Back and forth from cool core to non-cool core: clues from radio-halos

TL;DR

This study supports the evolutionary model of galaxy cluster core states, showing that radio halos are associated with non-cool core clusters and suggesting a cyclical transition between core states over less than 3 billion years.

Contribution

It provides observational evidence linking radio halos to non-cool core clusters, supporting the idea that mergers transform cluster cores and that these states can cycle over time.

Findings

Radio halos are only found in non-cool core clusters.

NCC clusters can relax into CC states in less than 3 Gyr.

The results favor evolutionary models over primordial models.

Abstract

X-ray astronomers often divide galaxy clusters into two classes: "cool core" (CC) and "non-cool core" (NCC) objects. The origin of this dichotomy has been the subject of debate in recent years, between "evolutionary" models (where clusters can evolve from CC to NCC, mainly through mergers) and "primordial" models (where the state of the cluster is fixed "ab initio" by early mergers or pre-heating). We found that in a well-defined sample (clusters in the GMRT Radio halo survey with available Chandra or XMM-Newton data), none of the objects hosting a giant radio halo can be classified as a cool core.
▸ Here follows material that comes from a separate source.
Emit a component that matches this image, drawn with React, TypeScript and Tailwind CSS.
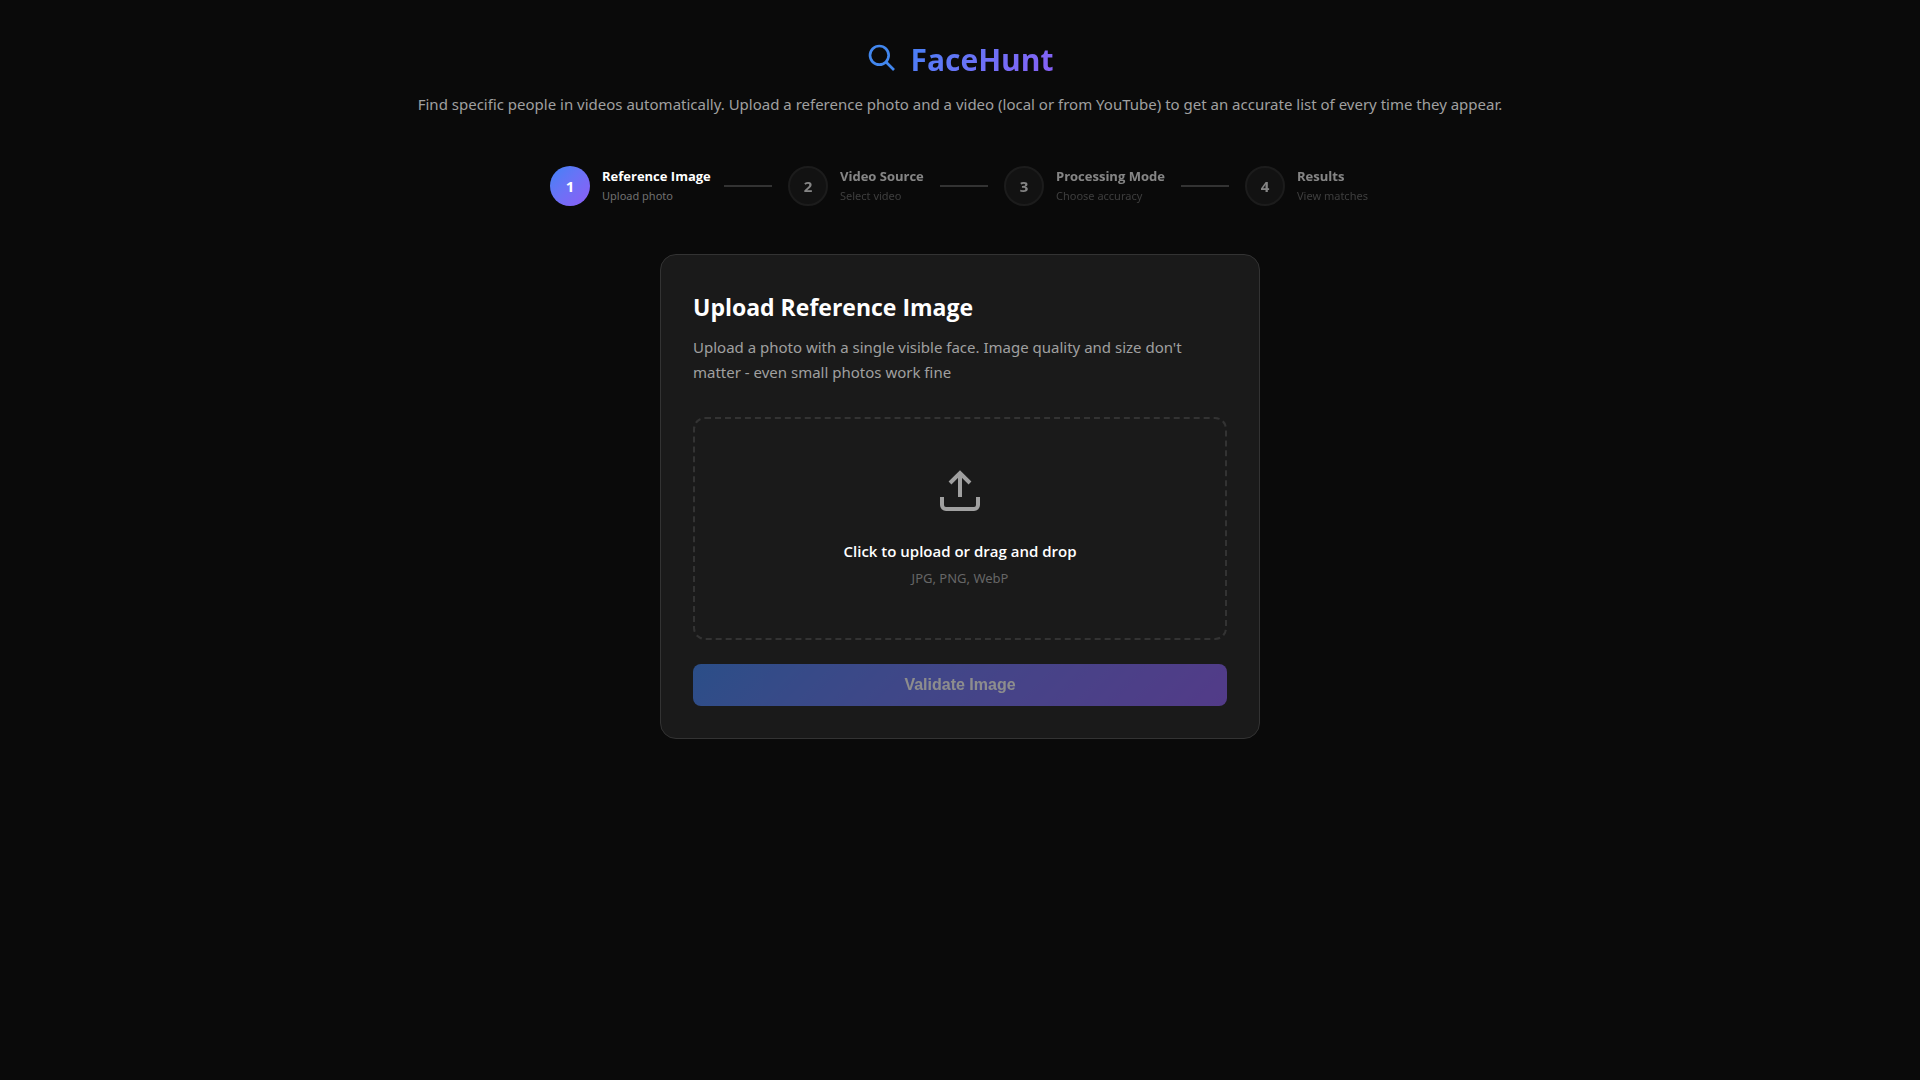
import { Fragment } from "react";

const steps = [
  { title: "Reference Image", note: "Upload photo", width: "w-[106px]" },
  { title: "Video Source", note: "Select video", width: "w-[84px]" },
  { title: "Processing Mode", note: "Choose accuracy", width: "w-[109px]" },
  { title: "Results", note: "View matches", width: "w-[73px]" },
];

function SearchIcon() {
  return (
    <svg className="size-8" viewBox="0 0 24 24" fill="none" stroke="#4287ee" strokeWidth="2" aria-hidden="true">
      <circle cx="10" cy="10" r="7" />
      <path d="M21 21l-6-6" />
    </svg>
  );
}

function UploadIcon() {
  return (
    <svg className="size-12" viewBox="0 0 24 24" fill="none" stroke="#a0a0a0" strokeWidth="2" aria-hidden="true">
      <path d="M21 15v4a2 2 0 0 1-2 2H5a2 2 0 0 1-2-2v-4" />
      <polyline points="17 8 12 3 7 8" />
      <line x1="12" y1="3" x2="12" y2="15" />
    </svg>
  );
}

function Stepper({ current }: { current: number }) {
  return (
    <ol className="mt-[50px] flex items-center justify-center gap-4">
      {steps.map((step, i) => {
        const active = i === current;
        return (
          <Fragment key={step.title}>
            {i > 0 && <li aria-hidden="true" className="h-0.5 w-12 bg-[#333333]" />}
            <li
              aria-current={active ? "step" : undefined}
              className={active ? "flex items-center gap-3" : "flex items-center gap-3 opacity-50"}
            >
              <span
                className={
                  active
                    ? "flex size-10 items-center justify-center rounded-full bg-linear-135 from-[#3b82f6] to-[#8b5cf6] text-[15px] font-bold text-white"
                    : "flex size-10 items-center justify-center rounded-full border-2 border-[#2e2e2e] bg-[#1a1a1a] text-[15px] font-bold text-white"
                }
              >
                {i + 1}
              </span>
              <span className={`flex flex-col whitespace-nowrap ${step.width}`}>
                <span className="text-[13px] leading-5 font-bold text-white">{step.title}</span>
                <span className="font-['Noto_Sans',sans-serif] text-[11px] leading-5 text-[#707070]">{step.note}</span>
              </span>
            </li>
          </Fragment>
        );
      })}
    </ol>
  );
}

export default function App() {
  return (
    <div className="min-h-screen bg-[#0a0a0a] px-8 pt-8 pb-8 font-['Open_Sans',sans-serif] text-white">
      <header className="text-center">
        <div className="flex items-start justify-center gap-3">
          <div className="pt-[10px]">
            <SearchIcon />
          </div>
          <h1 className="bg-linear-135 from-[#3b82f6] to-[#8b5cf6] bg-clip-text text-[30px] leading-14 font-bold text-transparent">
            FaceHunt
          </h1>
        </div>
        <p className="mt-1 font-['Noto_Sans',sans-serif] text-[15px] leading-6 text-[#a0a0a0]">
          Find specific people in videos automatically. Upload a reference photo and a video (local or from YouTube) to
          get an accurate list of every time they appear.
        </p>
      </header>

      <Stepper current={0} />

      <main className="mx-auto mt-12 max-w-[600px] rounded-2xl border border-[#333333] bg-[#1a1a1a] p-8">
        <h2 className="text-[23px] leading-10 font-bold">Upload Reference Image</h2>
        <p className="mt-2 font-['Noto_Sans',sans-serif] text-[15px] leading-[25px] text-[#a0a0a0]">
          Upload a photo with a single visible face. Image quality and size don't matter - even small photos work fine
        </p>
        <button
          type="button"
          className="mt-8 flex w-full flex-col items-center rounded-xl border-2 border-dashed border-[#333333] px-8 py-12"
        >
          <UploadIcon />
          <span className="mt-6 text-[15px] leading-6 font-semibold">Click to upload or drag and drop</span>
          <span className="mt-1 font-['Noto_Sans',sans-serif] text-[13px] leading-[23px] text-[#666666]">
            JPG, PNG, WebP
          </span>
        </button>
        <button
          type="button"
          disabled
          className="mt-6 w-full rounded-lg bg-linear-135 from-[#3b82f6] to-[#8b5cf6] py-[9px] font-['Liberation_Sans',sans-serif] text-base leading-6 font-semibold text-white opacity-50"
        >
          Validate Image
        </button>
      </main>
    </div>
  );
}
This result suggests that the main mechanisms which can start a large scale synchrotron emission (most likely mergers) are the same that can destroy CC and therefore strongly supports "evolutionary" models of the CC-NCC dichotomy. Moreover combining the number of objects in the CC and NCC state with the number of objects with and without a radio-halo, we estimated that the time scale over which a NCC cluster relaxes to the CC state, should be larger than the typical life-time of radio-halos and likely shorter than about 3 Gyr. This suggests that NCC transform into CC more rapidly than predicted from the cooling time, which is about 10 Gyr in NCC systems, allowing the possibility of a cyclical evolution between the CC and NCC states.